"YOU CANNOT BE SERIOUS!"
If you don't know anything about John McEnroe, well you've probably been living under a rock. If you do know something about "Johnny Mac" (and I do), well 2022's McEnroe isn't gonna reinvent the wheel in terms of insight via the tennis great. Yeah we know he got mad and irate on the court. Yeah we know about his rivalry with Bjorn Borg and his friendship with the late Vitas Gerulaitis. Yeah we know that he plays a mean guitar and is a lifelong New Yorker. Now let's see how the whole shebang is handed out shall we.

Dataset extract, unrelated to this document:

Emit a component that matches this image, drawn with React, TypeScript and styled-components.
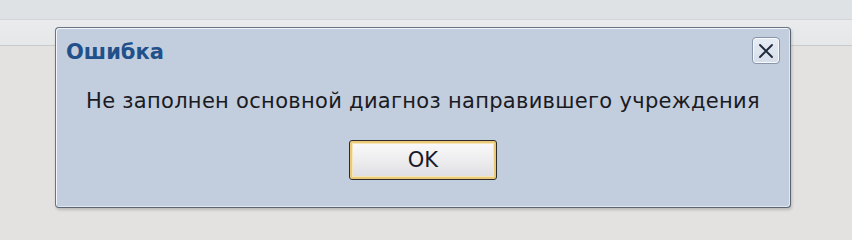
import React from 'react';
import styled, { createGlobalStyle } from 'styled-components';

const GlobalStyle = createGlobalStyle`
  html, body {
    margin: 0;
    padding: 0;
    background: #e3e2e0;
  }
  * {
    box-sizing: border-box;
  }
`;

const Page = styled.div`
  position: relative;
  width: 852px;
  height: 240px;
  overflow: hidden;
  background: #e3e2e0;
  font-family: 'DejaVu Sans', Tahoma, sans-serif;
`;

const TopBand = styled.div`
  height: 20px;
  background: #dfe2e5;
  border-bottom: 1px solid #d2d6da;
`;

const SubBand = styled.div`
  height: 26px;
  background: linear-gradient(#e9ebed, #e5e7e9);
  border-bottom: 1px solid #c9cacb;
`;

const Dialog = styled.div`
  position: absolute;
  left: 55px;
  top: 27px;
  width: 736px;
  height: 181px;
  border: 1px solid #6a7382;
  border-right-color: #5c6472;
  border-bottom-color: #5c6472;
  border-radius: 4px;
  background: #c2cedd;
  box-shadow: inset 1px 1px 0 #f2f6fb, inset -1px -1px 0 #dfe7f1, 1px 2px 3px rgba(0, 0, 0, 0.18);
  display: flex;
  flex-direction: column;
  padding: 9px 10px 0 10px;
`;

const Header = styled.div`
  display: flex;
  justify-content: space-between;
  align-items: flex-start;
`;

const Title = styled.div`
  font-family: 'DejaVu Sans', Tahoma, sans-serif;
  font-weight: bold;
  font-size: 21px;
  line-height: 26px;
  color: #22508a;
  padding-top: 2px;
`;

const CloseButton = styled.button`
  width: 28px;
  height: 27px;
  padding: 0;
  border: 1px solid #8896ab;
  border-radius: 4px;
  background: linear-gradient(#e7edf5, #d6deea);
  box-shadow: inset 0 0 0 1px #f7f9fc;
  display: flex;
  align-items: center;
  justify-content: center;
  cursor: pointer;
`;

const Message = styled.div`
  margin-top: 23px;
  text-align: center;
  font-size: 21px;
  line-height: 26px;
  color: #1a1a22;
  letter-spacing: 0.3px;
`;

const Footer = styled.div`
  display: flex;
  justify-content: center;
  margin-top: 26px;
`;

const OkButton = styled.button`
  width: 148px;
  height: 40px;
  border: 1px solid #2b2b2b;
  border-radius: 3px;
  background: linear-gradient(#fbfbfb, #ececee 55%, #dcdce2);
  box-shadow: inset 0 0 0 2px #ecc977, inset 0 0 0 3px #f6e7bb;
  font-family: 'DejaVu Sans', Tahoma, sans-serif;
  font-size: 21px;
  color: #1a1a2a;
  cursor: pointer;
`;

const App: React.FC = () => {
  return (
    <>
      <GlobalStyle />
      <Page>
        <TopBand />
        <SubBand />
        <Dialog>
          <Header>
            <Title>Ошибка</Title>
            <CloseButton aria-label="Закрыть">
              <svg width="16" height="16" viewBox="0 0 16 16">
                <path d="M2 2 L14 14 M14 2 L2 14" stroke="#1f2a3c" strokeWidth="1.9" strokeLinecap="round" />
              </svg>
            </CloseButton>
          </Header>
          <Message>Не заполнен основной диагноз направившего учреждения</Message>
          <Footer>
            <OkButton>OK</OkButton>
          </Footer>
        </Dialog>
      </Page>
    </>
  );
};

export default App;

So yeah, McEnroe is almost like a bullet point presentation that's chronological and la-di-da in its approach. The actual John McEnroe would never admit to it but his whole presence here verges on self-serving (no pun intended). But wait, I digress. McEnroe is expertly filmed by Barney Douglas and that's from a look and interview standpoint. Douglas goes for the 70s grain approach, showing rough cut archive footage that feels like you've entered a freaking time machine. McEnroe bleeds nostalgia when tennis was at its peak. It's all about the headbands, the wooden rackets, the rock 'n' roller, tennis line of action. John McEnroe was truly um, John McEn-fro. Natch.
McEnroe's hook is that it paints John as a regular Joe, a sort of mere mortal who still puts his pants on one leg at a time. I mean why else would a film crew follow him in present day, roaming the outskirts of New York City in the middle of the night. Uncanny. McEnroe also gives us probes of John McEnroe's inner circle that are candid and raw. The camera sort of peeks in when it knows it shouldn't. I can dig it. Overall, McEnroe is a documentary of a tennis legend that's an exercise in well worn style. It's worth recommending even though we've seen this net corded rodeo before.